Restate the data word for word and leave the images out.

####

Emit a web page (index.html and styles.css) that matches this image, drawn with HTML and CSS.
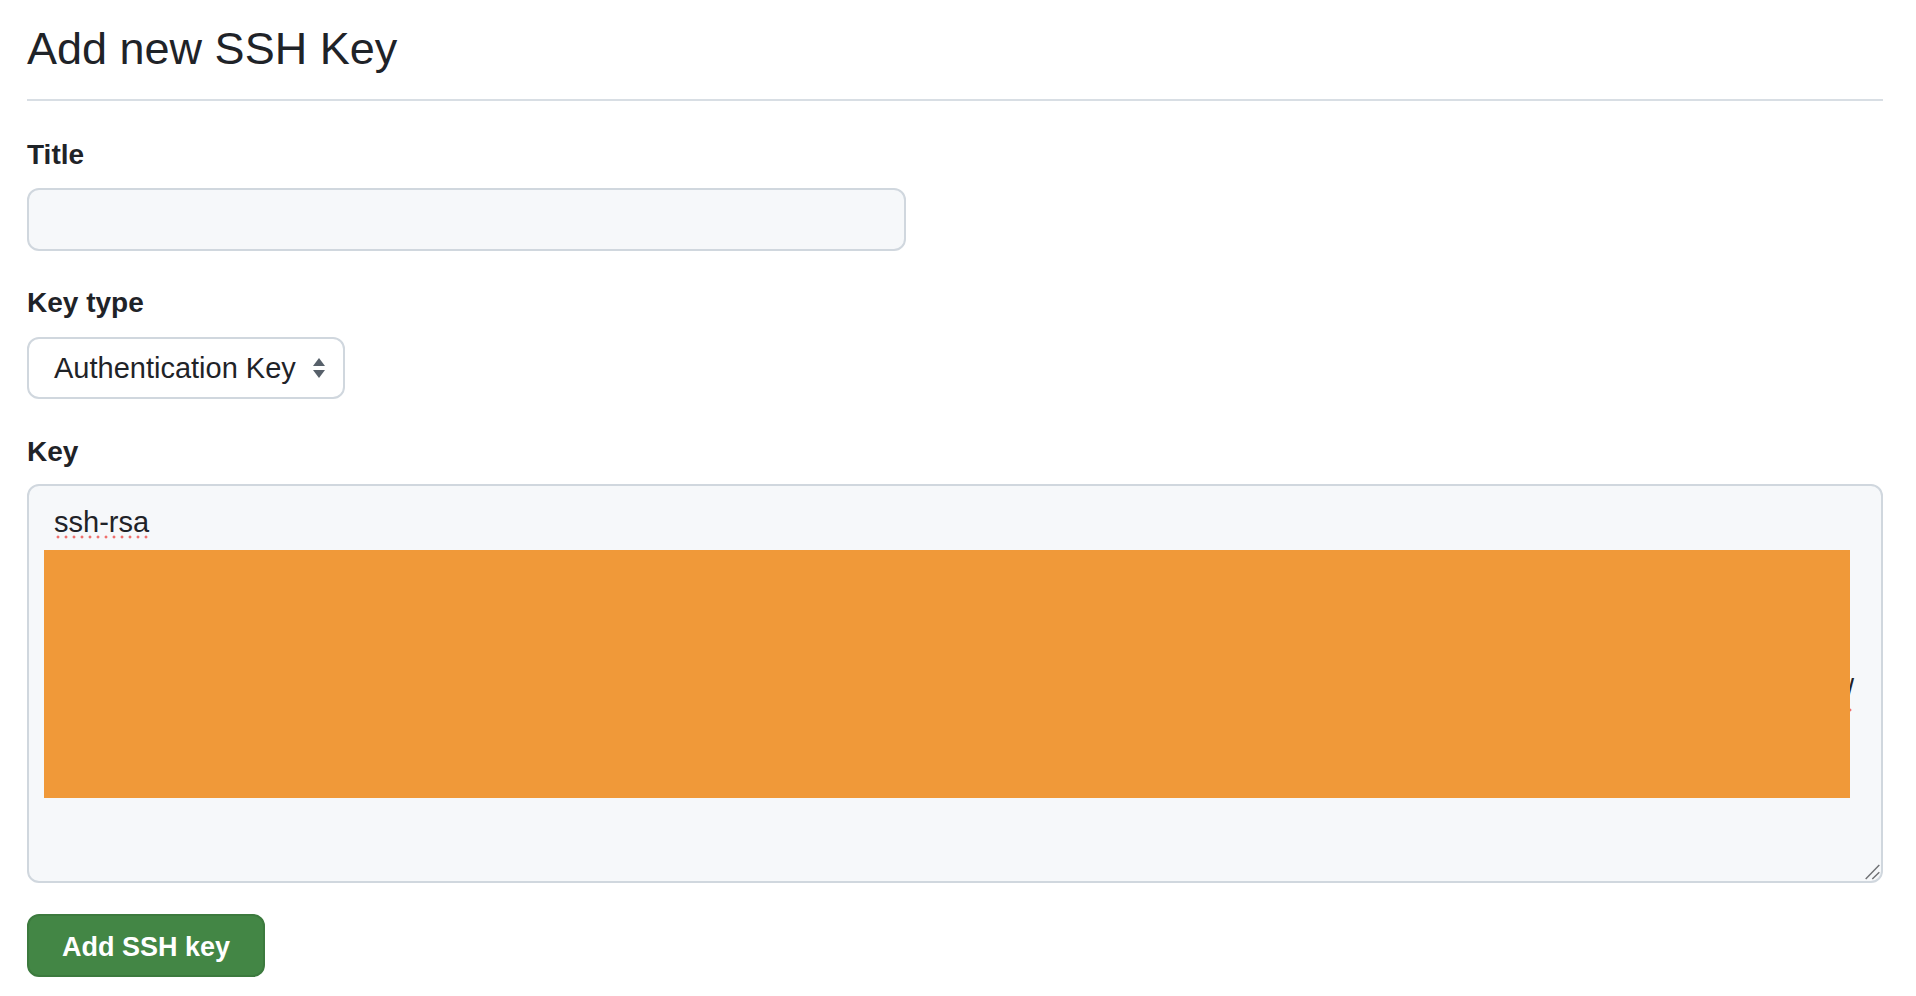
FILE: index.html
```html
<!DOCTYPE html>
<html lang="en">
<head>
<meta charset="utf-8">
<title>Add new SSH Key</title>
<link rel="stylesheet" href="styles.css">
</head>
<body>
<main class="page">
  <h2 class="subhead">Add new SSH Key</h2>
  <form class="form">
    <div class="group group-title">
      <label class="label">Title</label>
      <div class="input"></div>
    </div>
    <div class="group group-type">
      <label class="label">Key type</label>
      <div class="select">
        <span class="select-text">Authentication Key</span>
        <svg class="select-arrows" width="12" height="20" viewBox="0 0 12 20"><polygon points="6,0 12,8 0,8" fill="#57606a"/><polygon points="0,12 12,12 6,20" fill="#57606a"/></svg>
      </div>
    </div>
    <div class="group group-key">
      <label class="label">Key</label>
      <div class="textarea">
        <div class="textarea-line"><span class="spell">ssh-rsa</span></div>
        <span class="tail spell">/</span>
        <div class="redaction"></div>
        <svg class="resize" width="16" height="16" viewBox="0 0 16 16"><line x1="15.3" y1="1" x2="1.7" y2="15" stroke="#6e7073" stroke-width="1.4"/><line x1="15.3" y1="8.3" x2="8.3" y2="15" stroke="#6e7073" stroke-width="1.4"/></svg>
      </div>
    </div>
    <button type="button" class="btn">Add SSH key</button>
  </form>
</main>
</body>
</html>
```

FILE: styles.css
```css
html, body {
  margin: 0;
  padding: 0;
  background: #ffffff;
}
body {
  font-family: "Liberation Sans", Arial, sans-serif;
  color: #1f2328;
}
.page {
  padding: 0 33px 0 27px;
}
.subhead {
  margin: 0;
  padding: 21px 0 22px;
  font-size: 45px;
  line-height: 56px;
  font-weight: 400;
  color: #1f2328;
  border-bottom: 2px solid #d8dee4;
}
.form {
  display: flex;
  flex-direction: column;
  align-items: flex-start;
}
.group {
  display: flex;
  flex-direction: column;
  align-items: stretch;
  align-self: stretch;
}
.label {
  display: block;
  font-size: 28px;
  line-height: 40px;
  font-weight: 700;
  color: #1f2328;
}
.group-title { margin-top: 34px; }
.group-title .label { margin-bottom: 13px; }
.group-type { margin-top: 32px; }
.group-type .label { margin-bottom: 14px; }
.group-key { margin-top: 33px; }
.group-key .label { margin-bottom: 12px; }

.input {
  width: 879px;
  height: 63px;
  box-sizing: border-box;
  background: #f6f8fa;
  border: 2px solid #d0d7de;
  border-radius: 12px;
}
.select {
  width: 318px;
  height: 62px;
  box-sizing: border-box;
  display: flex;
  align-items: center;
  justify-content: space-between;
  padding: 0 18px 0 25px;
  background: #ffffff;
  border: 2px solid #d0d7de;
  border-radius: 12px;
}
.select-text {
  font-size: 29px;
  line-height: 42px;
  color: #1f2328;
}
.select-arrows {
  display: block;
  flex: none;
}
.textarea {
  position: relative;
  height: 399px;
  box-sizing: border-box;
  padding: 15px 25px;
  background: #f6f8fa;
  border: 2px solid #d0d7de;
  border-radius: 12px;
  font-size: 29px;
  line-height: 42px;
  color: #1f2328;
}
.spell {
  padding-bottom: 1px;
  background-image: radial-gradient(circle, #ef6f6c 1.3px, rgba(239, 111, 108, 0) 1.7px);
  background-size: 8px 4px;
  background-repeat: repeat-x;
  background-position: 0 100%;
}
.tail {
  position: absolute;
  left: 1817px;
  top: 183px;
  line-height: 42px;
}
.redaction {
  position: absolute;
  left: 15px;
  top: 64px;
  width: 1806px;
  height: 248px;
  background: #f09939;
}
.resize {
  position: absolute;
  right: 1px;
  bottom: 1px;
  display: block;
}
.btn {
  margin-top: 31px;
  width: 238px;
  height: 63px;
  box-sizing: border-box;
  padding: 2px 0 0;
  background: #438645;
  border: 2px solid #3c7a3e;
  border-radius: 12px;
  color: #ffffff;
  font-family: "Liberation Sans", Arial, sans-serif;
  font-size: 27px;
  line-height: 40px;
  font-weight: 700;
  cursor: pointer;
}
```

####

RESULT FOR THIS TASK
Emit a web page (index.html and styles.css) that matches this image, drawn with HTML and CSS.
FILE: index.html
```html
<!DOCTYPE html>
<html lang="en">
<head>
<meta charset="utf-8">
<title>Add new SSH Key</title>
<link rel="stylesheet" href="styles.css">
</head>
<body>
<main class="page">
  <h2 class="subhead">Add new SSH Key</h2>
  <form class="form">
    <div class="group group-title">
      <label class="label">Title</label>
      <div class="input"></div>
    </div>
    <div class="group group-type">
      <label class="label">Key type</label>
      <div class="select">
        <span class="select-text">Authentication Key</span>
        <svg class="select-arrows" width="12" height="20" viewBox="0 0 12 20"><polygon points="6,0 12,8 0,8" fill="#57606a"/><polygon points="0,12 12,12 6,20" fill="#57606a"/></svg>
      </div>
    </div>
    <div class="group group-key">
      <label class="label">Key</label>
      <div class="textarea">
        <div class="textarea-line"><span class="spell">ssh-rsa</span></div>
        <span class="tail spell">/</span>
        <div class="redaction"></div>
        <svg class="resize" width="16" height="16" viewBox="0 0 16 16"><line x1="15.3" y1="1" x2="1.7" y2="15" stroke="#6e7073" stroke-width="1.4"/><line x1="15.3" y1="8.3" x2="8.3" y2="15" stroke="#6e7073" stroke-width="1.4"/></svg>
      </div>
    </div>
    <button type="button" class="btn">Add SSH key</button>
  </form>
</main>
</body>
</html>
```

FILE: styles.css
```css
html, body {
  margin: 0;
  padding: 0;
  background: #ffffff;
}
body {
  font-family: "Liberation Sans", Arial, sans-serif;
  color: #1f2328;
}
.page {
  padding: 0 33px 0 27px;
}
.subhead {
  margin: 0;
  padding: 21px 0 22px;
  font-size: 45px;
  line-height: 56px;
  font-weight: 400;
  color: #1f2328;
  border-bottom: 2px solid #d8dee4;
}
.form {
  display: flex;
  flex-direction: column;
  align-items: flex-start;
}
.group {
  display: flex;
  flex-direction: column;
  align-items: stretch;
  align-self: stretch;
}
.label {
  display: block;
  font-size: 28px;
  line-height: 40px;
  font-weight: 700;
  color: #1f2328;
}
.group-title { margin-top: 34px; }
.group-title .label { margin-bottom: 13px; }
.group-type { margin-top: 32px; }
.group-type .label { margin-bottom: 14px; }
.group-key { margin-top: 33px; }
.group-key .label { margin-bottom: 12px; }

.input {
  width: 879px;
  height: 63px;
  box-sizing: border-box;
  background: #f6f8fa;
  border: 2px solid #d0d7de;
  border-radius: 12px;
}
.select {
  width: 318px;
  height: 62px;
  box-sizing: border-box;
  display: flex;
  align-items: center;
  justify-content: space-between;
  padding: 0 18px 0 25px;
  background: #ffffff;
  border: 2px solid #d0d7de;
  border-radius: 12px;
}
.select-text {
  font-size: 29px;
  line-height: 42px;
  color: #1f2328;
}
.select-arrows {
  display: block;
  flex: none;
}
.textarea {
  position: relative;
  height: 399px;
  box-sizing: border-box;
  padding: 15px 25px;
  background: #f6f8fa;
  border: 2px solid #d0d7de;
  border-radius: 12px;
  font-size: 29px;
  line-height: 42px;
  color: #1f2328;
}
.spell {
  padding-bottom: 1px;
  background-image: radial-gradient(circle, #ef6f6c 1.3px, rgba(239, 111, 108, 0) 1.7px);
  background-size: 8px 4px;
  background-repeat: repeat-x;
  background-position: 0 100%;
}
.tail {
  position: absolute;
  left: 1817px;
  top: 183px;
  line-height: 42px;
}
.redaction {
  position: absolute;
  left: 15px;
  top: 64px;
  width: 1806px;
  height: 248px;
  background: #f09939;
}
.resize {
  position: absolute;
  right: 1px;
  bottom: 1px;
  display: block;
}
.btn {
  margin-top: 31px;
  width: 238px;
  height: 63px;
  box-sizing: border-box;
  padding: 2px 0 0;
  background: #438645;
  border: 2px solid #3c7a3e;
  border-radius: 12px;
  color: #ffffff;
  font-family: "Liberation Sans", Arial, sans-serif;
  font-size: 27px;
  line-height: 40px;
  font-weight: 700;
  cursor: pointer;
}
```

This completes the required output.